Last night, I attended the preview of Les Miserables in Philadelphia. The music was moving, the storyline so much more clear than on Broadway. I realized so much more than I ever had before. (I’m writing this under the assumption that you, too, know parts of the story and, therefore, will not go into details. For those who don’t know the story, no need to read the Cliff Notes; it’s very clear in the film. But do know before you read on that this review includes spoilers.)
It’s a classic story of good versus evil but twisted. This story explores the question could an evil become good? At what point do we forgive?
I recall, years ago when I saw the show on Broadway, asking my dad how Javert (played by Russell Crowe) could have not forgiven Valjean (Hugh Jackman) after all those years of being a good man. He explained then that Javert was an officer of the law–there was no gray in his world, no changing. There are rules that must not be broken. Crowe’s theatrical performance excelled in emphasizing just this and reminded me of the conversation. He walked a line, he struggled, but to his character, the law is the law. And when it is broken, one must pay.
In light of recent events and the questions, so many of us have right now, I am struck by how this theme sticks out to me. We are all questioning life, good, bad, life decisions. The law… is the law. And there are those who only see that.
This is also a story of love. Of a mother’s love, a father’s love, and love of friendship and desire. This is a story that will hold a place in your heart.
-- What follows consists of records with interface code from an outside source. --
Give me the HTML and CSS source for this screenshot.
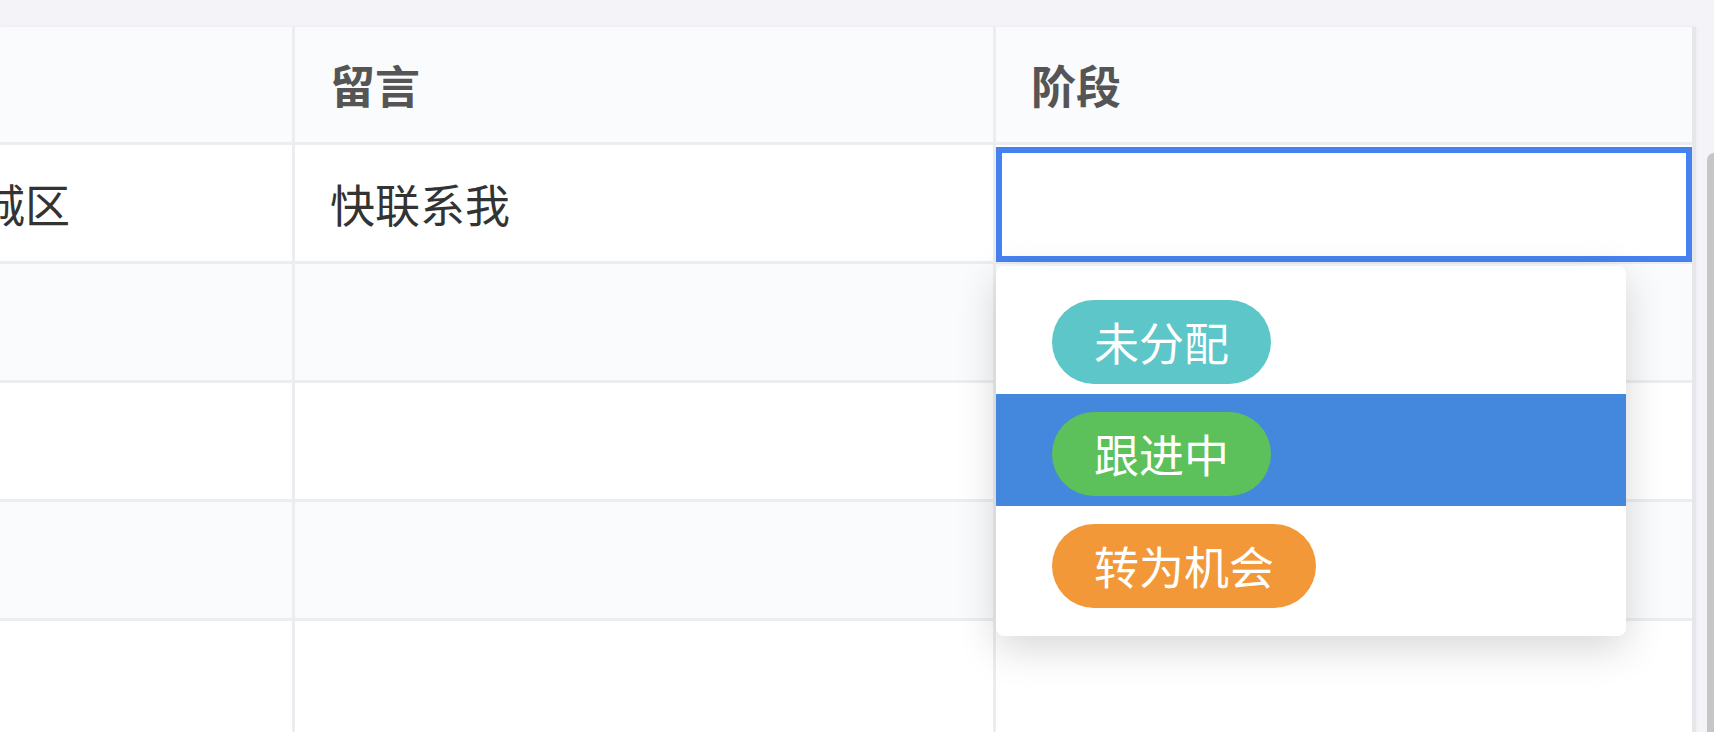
FILE: index.html
```html
<!DOCTYPE html>
<html lang="zh-CN">

<head>
    <meta charset="UTF-8">
    <meta name="viewport" content="width=device-width, initial-scale=1.0">
    <title>线索列表</title>
    <link rel="stylesheet" href="styles.css">
</head>

<body>
    <div class="top-bar"></div>

    <div class="main">
        <div class="sheet">
            <table class="grid">
                <thead>
                    <tr>
                        <th class="col-area"></th>
                        <th class="col-note">留言</th>
                        <th class="col-stage">阶段</th>
                    </tr>
                </thead>
                <tbody>
                    <tr>
                        <td>东城区</td>
                        <td>快联系我</td>
                        <td class="stage-cell">
                            <div class="cell-editor"></div>
                            <!-- dropdown for the stage picker -->
                            <ul class="stage-menu">
                                <li><span class="tag tag-new">未分配</span></li>
                                <li class="active"><span class="tag tag-follow">跟进中</span></li>
                                <li><span class="tag tag-deal">转为机会</span></li>
                            </ul>
                        </td>
                    </tr>
                    <tr class="stripe"><td></td><td></td><td></td></tr>
                    <tr><td></td><td></td><td></td></tr>
                    <tr class="stripe"><td></td><td></td><td></td></tr>
                    <tr><td></td><td></td><td></td></tr>
                </tbody>
            </table>
        </div>

        <div class="scroll-track">
            <div class="scroll-thumb"></div>
        </div>
    </div>
</body>

</html>
```

FILE: styles.css
```css
body {
    margin: 0;
    background-color: #f4f4f8;
    font-family: "Noto Sans CJK SC", "Noto Sans", sans-serif;
    overflow: hidden;
}

.top-bar {
    height: 27px;
}

.main {
    display: flex;
    align-items: flex-start;
}

.sheet {
    width: 1696px;
    flex: none;
    overflow: hidden;
    background-color: #fff;
    border-right: 4px solid #e6e6eb;
    box-sizing: border-box;
    box-shadow: 0 0 4px rgba(0, 0, 0, 0.05);
}

.grid {
    border-collapse: separate;
    border-spacing: 0;
    table-layout: fixed;
    margin-left: -100px;
    width: 1792px;
}

.grid th,
.grid td {
    padding: 0 0 0 35px;
    text-align: left;
    border-right: 3px solid #ebedf0;
    border-bottom: 3px solid #ebedf0;
    font-size: 45px;
    vertical-align: middle;
}

.grid th {
    height: 115px;
    background-color: #fafbfd;
    color: #555;
    font-weight: 700;
}

.grid td {
    height: 116px;
    color: #333;
}

.grid th:last-child,
.grid td:last-child {
    border-right: none;
}

.col-area {
    width: 357px;
}

.col-note {
    width: 663px;
}

.col-stage {
    width: 661px;
}

.stripe td {
    background-color: #fafbfd;
}

.stage-cell {
    position: relative;
}

.cell-editor {
    position: absolute;
    top: 2px;
    left: 0;
    right: 0;
    bottom: -1px;
    border: 6px solid #4682ef;
    background-color: #fff;
}

.stage-menu {
    position: absolute;
    z-index: 2;
    top: calc(100% + 5px);
    left: 0;
    width: 630px;
    margin: 0;
    padding: 16px 0 18px;
    list-style: none;
    background-color: #fff;
    border-radius: 8px;
    box-shadow: 0 12px 40px rgba(0, 0, 0, 0.16);
}

.stage-menu li {
    height: 112px;
    box-sizing: border-box;
    padding: 18px 0 10px 56px;
}

.stage-menu li.active {
    background-color: #4388dc;
}

.tag {
    display: inline-block;
    height: 84px;
    line-height: 84px;
    padding: 0 42px;
    border-radius: 42px;
    color: #fff;
    font-size: 45px;
    font-weight: 400;
}

.tag-new {
    background-color: #5cc6c8;
}

.tag-follow {
    background-color: #5cc15a;
}

.tag-deal {
    background-color: #f29839;
}

.scroll-track {
    flex: 1;
    padding: 126px 0 0 11px;
}

.scroll-thumb {
    height: 700px;
    background-color: #c6c6c6;
    border-radius: 7px 0 0 0;
}
```
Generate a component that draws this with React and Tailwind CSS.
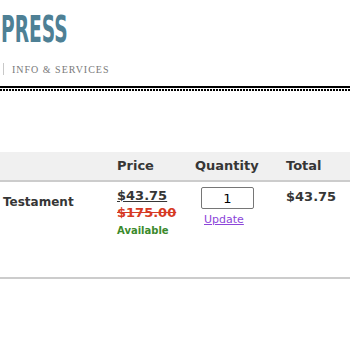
export default function App() {
  return (
    <div className="w-[350px] h-[350px] overflow-hidden bg-white font-['DejaVu_Sans',sans-serif]">
      {/* Masthead */}
      <div className="pt-[10px] pl-[1px]">
        <div className="origin-left scale-x-[0.56] text-[37px] leading-[40px] font-bold text-[#4e8095] font-['DejaVu_Sans_Condensed','DejaVu_Sans',sans-serif] whitespace-nowrap">
          PRESS
        </div>
      </div>
      <div className="mt-[13px] flex items-center pl-[3px] h-[12px]">
        <span className="w-[1px] h-[12px] bg-[#c8c8c8]" />
        <span className="ml-[8px] text-[10px] tracking-[1px] text-[#7a7a7a] font-['Liberation_Serif',serif] whitespace-nowrap">
          INFO &amp; SERVICES
        </span>
      </div>
      <div className="mt-[11px] h-[2px] bg-black" />
      <div className="mt-[1px] h-[2px] bg-[repeating-linear-gradient(90deg,#000_0_2px,transparent_2px_3px)]" />

      {/* Cart table */}
      <div className="mt-[61px]">
        <div className="grid grid-cols-[117px_78px_91px_1fr] h-[30px] items-center bg-[#f0f0f0] border-b-2 border-[#cccccc] text-[13px] font-bold text-[#363636]">
          <div />
          <div>Price</div>
          <div>Quantity</div>
          <div>Total</div>
        </div>
        <div className="grid grid-cols-[117px_78px_91px_1fr] h-[97px] border-b-2 border-[#cccccc] text-[#363636]">
          <div className="pt-[11px] pl-[3px] text-[12px] font-bold">Testament</div>
          <div className="pt-[5px] flex flex-col items-start">
            <span className="text-[13px] font-bold leading-[17px] underline">$43.75</span>
            <span className="text-[13px] font-bold leading-[17px] text-[#d63a24] line-through">$175.00</span>
            <span className="mt-[3px] text-[10px] font-bold leading-[13px] text-[#3b8a2c]">Available</span>
          </div>
          <div className="pt-[5px] pl-[6px] flex flex-col items-start">
            <input
              type="text"
              defaultValue="1"
              className="w-[53px] h-[22px] border border-[#767676] rounded-[2px] text-center text-[13px] text-black"
            />
            <a href="#" className="mt-[4px] ml-[3px] text-[11px] leading-[14px] text-[#8c45d9] underline">
              Update
            </a>
          </div>
          <div className="pt-[5px] text-[13px] font-bold">$43.75</div>
        </div>
      </div>
    </div>
  );
}
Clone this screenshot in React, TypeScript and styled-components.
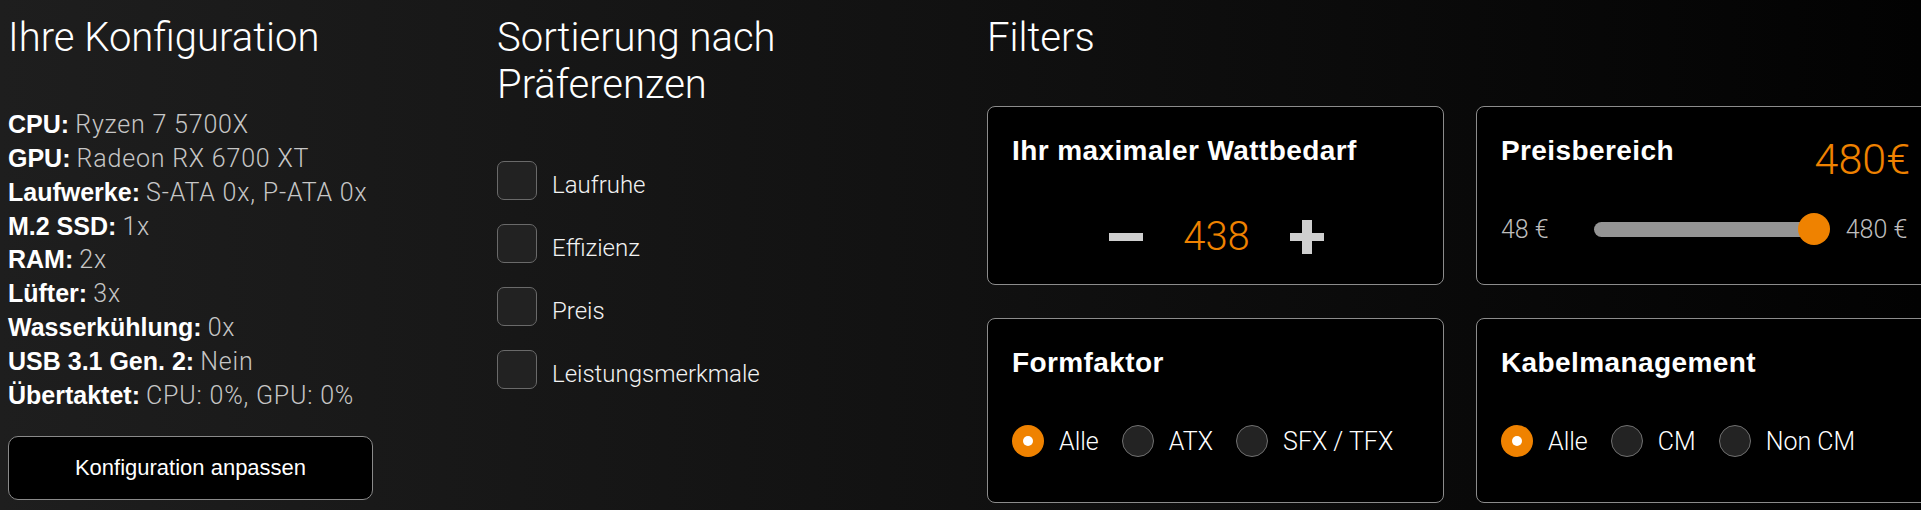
import React from "react"
import styled, { createGlobalStyle } from 'styled-components'

const GlobalStyle = createGlobalStyle`
html, body {
    margin: 0;
    padding: 0;
    background: #000;
}
* {
    box-sizing: border-box;
}
`

const light = `Roboto, "Liberation Sans", Arial, sans-serif`
const bold = `"Liberation Sans", Arial, sans-serif`
const orange = '#ef8200'

const specs: [string, string][] = [
    ['CPU:', 'Ryzen 7 5700X'],
    ['GPU:', 'Radeon RX 6700 XT'],
    ['Laufwerke:', 'S-ATA 0x, P-ATA 0x'],
    ['M.2 SSD:', '1x'],
    ['RAM:', '2x'],
    ['Lüfter:', '3x'],
    ['Wasserkühlung:', '0x'],
    ['USB 3.1 Gen. 2:', 'Nein'],
    ['Übertaktet:', 'CPU: 0%, GPU: 0%'],
]

const prefs = ['Laufruhe', 'Effizienz', 'Preis', 'Leistungsmerkmale']

const MinusIcon = () => (
    <svg width="34" height="34" viewBox="0 0 34 34">
        <rect x="0" y="13" width="34" height="8" fill="#cfcfcf" />
    </svg>
)

const PlusIcon = () => (
    <svg width="34" height="34" viewBox="0 0 34 34">
        <rect x="0" y="13" width="34" height="8" fill="#cfcfcf" />
        <rect x="12" y="0" width="10" height="34" fill="#cfcfcf" />
    </svg>
)

const RadioGroup: React.FC<{ options: string[]; selected: number }> = ({ options, selected }) => (
    <Radios>
        {options.map((o, i) => (
            <RadioItem key={o}>
                <RadioDot $checked={i === selected} />
                <RadioLabel>{o}</RadioLabel>
            </RadioItem>
        ))}
    </Radios>
)

const App: React.FC = () => (
    <Page>
        <GlobalStyle />
        <ConfigColumn>
            <Heading>Ihre Konfiguration</Heading>
            <SpecList>
                {specs.map(([k, v]) => (
                    <SpecRow key={k}>
                        <b>{k}</b> <SpecValue>{v}</SpecValue>
                    </SpecRow>
                ))}
            </SpecList>
            <EditButton>Konfiguration anpassen</EditButton>
        </ConfigColumn>

        <SortColumn>
            <Heading $narrow>Sortierung nach Präferenzen</Heading>
            <Checks>
                {prefs.map(p => (
                    <CheckRow key={p}>
                        <CheckBox />
                        <CheckLabel>{p}</CheckLabel>
                    </CheckRow>
                ))}
            </Checks>
        </SortColumn>

        <FilterColumn>
            <Heading>Filters</Heading>
            <CardGrid>
                <Card>
                    <CardTitle>Ihr maximaler Wattbedarf</CardTitle>
                    <Counter>
                        <MinusIcon />
                        <CounterValue>438</CounterValue>
                        <PlusIcon />
                    </Counter>
                </Card>
                <Card>
                    <CardHeader>
                        <CardTitle>Preisbereich</CardTitle>
                        <PriceValue>480€</PriceValue>
                    </CardHeader>
                    <SliderRow>
                        <SliderLabel>48 €</SliderLabel>
                        <Track>
                            <Thumb />
                        </Track>
                        <SliderLabel>480 €</SliderLabel>
                    </SliderRow>
                </Card>
                <Card>
                    <CardTitle>Formfaktor</CardTitle>
                    <RadioGroup options={['Alle', 'ATX', 'SFX / TFX']} selected={0} />
                </Card>
                <Card>
                    <CardTitle>Kabelmanagement</CardTitle>
                    <RadioGroup options={['Alle', 'CM', 'Non CM']} selected={0} />
                </Card>
            </CardGrid>
        </FilterColumn>
    </Page>
)

const Page = styled.div`
display: flex;
width: 100%;
height: 100vh;
overflow: hidden;
padding-top: 14px;
color: #fff;
font-family: ${light};
background: linear-gradient(90deg, #1e1e1e 0%, #111 50%, #020202 100%);
`

const ConfigColumn = styled.div`
flex: 0 0 497px;
padding-left: 8px;
`

const SortColumn = styled.div`
flex: 0 0 490px;
`

const FilterColumn = styled.div`
flex: 0 0 auto;
`

const Heading = styled.h1<{ $narrow?: boolean }>`
margin: 0;
font-size: 40px;
line-height: 47px;
font-weight: 300;
color: #fff;
max-width: ${p => p.$narrow ? '380px' : 'none'};
`

const SpecList = styled.div`
margin-top: 47px;
font-size: 25px;
font-weight: 300;
b {
    font-family: ${bold};
    font-weight: 700;
    color: #fff;
}
`

const SpecRow = styled.div`
height: 33.85px;
line-height: 33.85px;
white-space: nowrap;
`

const SpecValue = styled.span`
color: #c6c6c6;
letter-spacing: 0.8px;
`

const EditButton = styled.button`
display: block;
margin-top: 23px;
width: 365px;
height: 64px;
background: #000;
border: 1px solid #8a8a8a;
border-radius: 10px;
color: #fff;
font-family: ${bold};
font-size: 22px;
cursor: pointer;
`

const Checks = styled.div`
margin-top: 53px;
display: flex;
flex-direction: column;
gap: 24px;
`

const CheckRow = styled.label`
display: flex;
align-items: center;
gap: 15px;
`

const CheckBox = styled.span`
width: 40px;
height: 39px;
border: 1.5px solid #6a6a6a;
border-radius: 7px;
background: #222;
`

const CheckLabel = styled.span`
font-size: 24px;
font-weight: 300;
color: #f2f2f2;
padding-top: 8px;
`

const CardGrid = styled.div`
margin-top: 45px;
display: grid;
grid-template-columns: 457px 457px;
grid-template-rows: 179px 185px;
column-gap: 32px;
row-gap: 33px;
`

const Card = styled.div`
background: #000;
border: 1px solid #8c8c8c;
border-radius: 8px;
padding: 28px 22px 0 24px;
`

const CardHeader = styled.div`
display: flex;
justify-content: space-between;
align-items: flex-start;
`

const CardTitle = styled.h2`
margin: 0;
font-family: ${bold};
font-size: 28px;
line-height: 32px;
letter-spacing: 0.4px;
font-weight: 700;
color: #fff;
`

const Counter = styled.div`
margin-top: 46px;
display: flex;
justify-content: center;
align-items: center;
gap: 40px;
`

const CounterValue = styled.span`
font-size: 40px;
line-height: 48px;
font-weight: 300;
color: ${orange};
`

const PriceValue = styled.span`
font-size: 43px;
line-height: 48px;
font-weight: 300;
color: ${orange};
`

const SliderRow = styled.div`
margin-top: 30px;
height: 32px;
display: flex;
align-items: center;
`

const SliderLabel = styled.span`
font-size: 25px;
font-weight: 300;
color: #bdbdbd;
white-space: nowrap;
`

const Track = styled.div`
position: relative;
width: 225px;
height: 15px;
margin: 0 27px 0 45px;
border-radius: 8px;
background: #949494;
`

const Thumb = styled.span`
position: absolute;
right: -11px;
top: 50%;
width: 32px;
height: 32px;
margin-top: -16px;
border-radius: 50%;
background: ${orange};
`

const Radios = styled.div`
margin-top: 46px;
display: flex;
align-items: center;
gap: 23px;
`

const RadioItem = styled.label`
display: flex;
align-items: center;
gap: 15px;
`

const RadioDot = styled.span<{ $checked: boolean }>`
position: relative;
width: 32px;
height: 32px;
border-radius: 50%;
background: ${p => p.$checked ? orange : '#232323'};
border: ${p => p.$checked ? 'none' : '1.5px solid #707070'};
&::after {
    content: '';
    display: ${p => p.$checked ? 'block' : 'none'};
    position: absolute;
    left: 11px;
    top: 11px;
    width: 10px;
    height: 10px;
    border-radius: 50%;
    background: #fff;
}
`

const RadioLabel = styled.span`
font-size: 25px;
font-weight: 300;
color: #fff;
`

export default App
The musical performances were, in many cases, astounding. I’d like to see more credit given to Samantha Barks, who plays Eponine in the film (as well as the 25th-anniversary concert.) The depth of her voice it’s powerful. Her love, her acting… amazing. She was born to play this part. Anne Hathaway (Fantine) gave so much of herself to this film, and it’s evident. She embodied Fantine and portrayed her with beauty. Hugh Jackman (Valjean) was enjoyable. His performance is believable, his transformation striking. Eddie Redmayne’s performance as Marius was beautiful and believable. Amanda Seyfried, who stole hearts in Mama Mia, played the lovable Cosette — I’m amazed a voice can hit notes so high. Sacha Baron Cohen and Helena Bonham Carter, playing the comical Thenardiers, were able to not only lighten the deepest moments but enveloped their parts playfully. I fell in love with the young revolutionary cast–their Drink with Me was stronger than any performance I remember from Broadway.
We have a little crush on Russell Crowe around our home. My husband and I have probably seen every one of his films. You can always tell just how much he becomes his part, and he truly became the good, but somehow, evil, Javert. It’s a reach to say his singing voice matched the performances I’ve seen and listened to for years. I’ve always imagined Javert to be powerful, and while this portrayal was that, his musical performance was lacking. (You have to know how hard this is to write. But as my husband said so well last night, “really? Does he sing? Hm. really?”)
I have the CD on order. I’m not certain whether I want it. I LOVE the power of the males on Broadway and in the 25th-anniversary edition. That power was missing from both Valjean and Javert in the music (but not at all missing in the performances. Perhaps I should hold off on the CD and, eventually, buy the DVD.)
I remind myself that when you see a film, you don’t see it as much for the musical performance as you do for the story. And, as I said above, the story was beautiful. So well portrayed, so well told. From the closeups to the scenes of France, they did a phenomenal job of bringing the stage onto the screen–of bringing the story to focus and of helping you to live the story yourself.
Should children see Les Miserables?
In a word, no. The film is rated PG-13 but is so very graphic I’m not sure young teens are even ready to see it, especially in light of recent events. Songs (like Empty Chairs at Empty Tables) and scenes (like young Gavroche being shot twice and all of the young revolutionaries being lined up after their deaths) — it all is just too real. Eddie Redmayne’s Empty Chairs at Empty Tables told two very hard to hear stories in my mind last night. I had trouble separating them. 12 hours later, I’m still having trouble. (And I’m crying every time I read this paragraph.) And as much as you want to turn off the thoughts of the recent shooting while you’re enjoying a movie, it’s just too hard right now.
So, no. I do not recommend taking your children. I always knew that Javert killed himself in the show, but I never saw it happen like I did last night. I always knew that nearly, as my dear friend Alex said when we saw it years ago, “everyone dies in the end.” But that death was different last night. It was far more real than actors who fall and then run off stage at scene change.
Should you see Les Miserables?
Absolutely. Get a sitter and see the movie. See it in the theater where you’re truly brought into their world. Where the close-ups are reachable, where you can feel the passion, see it where the voices of Samantha Barks, Anne Hathaway, and Eddie Redmayne make audiences applaud as if it were life. But recognize, before you go, that you are not seeing something light. That you are seeing something that will become a part of you for years.